Moreover, your post appears to lifted from a Deadspin post without attribution . . .

The conclusions in Jon Ralston’s blog post from August 26, 2016 (“RJ editor to reporters: Ask candidates about public stadium funding but not for the newspaper”), presented as fact, have no basis in reality. Ralston, the author of the blog post upon which your content was based, deliberately ignored language in the email to support a conspiracy theory that, like your own post, had no corroboration.

It goes without saying: We completely deny any allegation that our reporters are collecting information for our owner and not for readers. We completely deny any allegation that we will not publish what our reporters learn about the positions of legislative and County Commission candidates on public funding for a domed football stadium. Your allegations are not only completely false and completely unfounded, but completely stupid. In fact, we already have talked to lawmakers about the prospect of a stadium special session and reported the position of at least one lawmaker who opposes the use of tax dollars for a stadium:

For reference, here’s Don Ham’s Aug. 11 email, which formed the basis of Ralston’s rant:

“All of you who are handling state Senate, state Assembly and Clark County Commission races for the tab should make sure to ask this very timely question of the candidates.

This question is NOT going to be added to the question asked of candidates for the online election package, though.

Should public money, in the form of room taxes, be used to build a proposed stadium in Las Vegas.

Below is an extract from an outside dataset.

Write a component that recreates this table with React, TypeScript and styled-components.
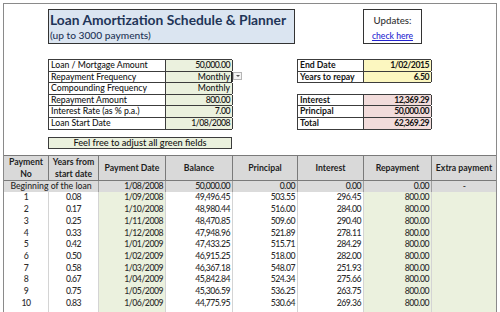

Why or why not?

Any questions, see me.

Thanks.”

Ham’s reference in the first paragraph to “the tab” is to our print tabloid general election voter guide, which will be included in our Sunday, Oct. 23 edition and posted online. For these voter guides, which we have produced for every statewide primary and general election going back decades, reporters interview candidates for a specific office (for example, Assembly District 13) about campaign issues and their backgrounds. The purpose of the section is to provide voters with information that helps them make decisions about whom to support.

The fact that Ham brought up “the tab” indicates to reporters that the question he wants asked is for publication. Nowhere in this email does it say we won’t publish what they report, or that we will keep secret what they report, or that reporters are to provide their findings directly to editors but not include the information in the stories they file.

When Ham wrote “This question is NOT going to be added to the question asked of candidates for the online election package, though.” he was referring to our online Voter Guide, which is a completely separate product from “the tab.” The “online election package” Ham was referring to can be found through our home page navigation bar at reviewjournal.com by hovering over the “Election 2016” bar and clicking on “Voter Guide.” The direct URL is: http://www.reviewjournal.com/voter-guide-2016

The content under this section is completely different from “the tab” because it is provided by the candidates themselves, not produced by our reporters. For an example, scroll down to Assembly District 13 and click on the link for Paul Anderson. You’ll see a 60-second video that we allowed each candidate to film, some personal and professional information, a description of the elected office they’re running for, a map of their district, key endorsements, and their responses to three policy/issue questions selected by editors in early spring. In legislative races, we decided to ask candidates about the recreational marijuana initiative, the background check initiative, and about K-12 education. In County Commission races, the questions are “What is the biggest challenge facing Clark County?”; “If elected, what would you do to address that challenge?”; and “The 2017 Legislature is expected to consider one or more proposals to allow municipalities, including counties, to increase property taxes to bring them closer to levels they were at before the Great Recession. Is this a good idea? Why or why not?”

When Ham wrote “This question is NOT going to be added to the question asked of candidates for the online election package, though” he was referring to these three questions in our finished online Voter Guide. A lot of work went into creating and coding these pages, then getting digital questionnaires to candidates, then uploading all their responses to these pages. It involved newsroom assistants, web developers, reporters and our data editor. We consider these pages a finished product. These candidate pages have been on our site, unchanged, since well before the June primary election. We decided against adding the stadium question to the pot, background check and K-12 questions asked of legislative candidates, as well as the questions asked of commission candidates, because we will report candidate answers on the stadium issue in our print voter guide, which also will appear online. Aka “the tab.”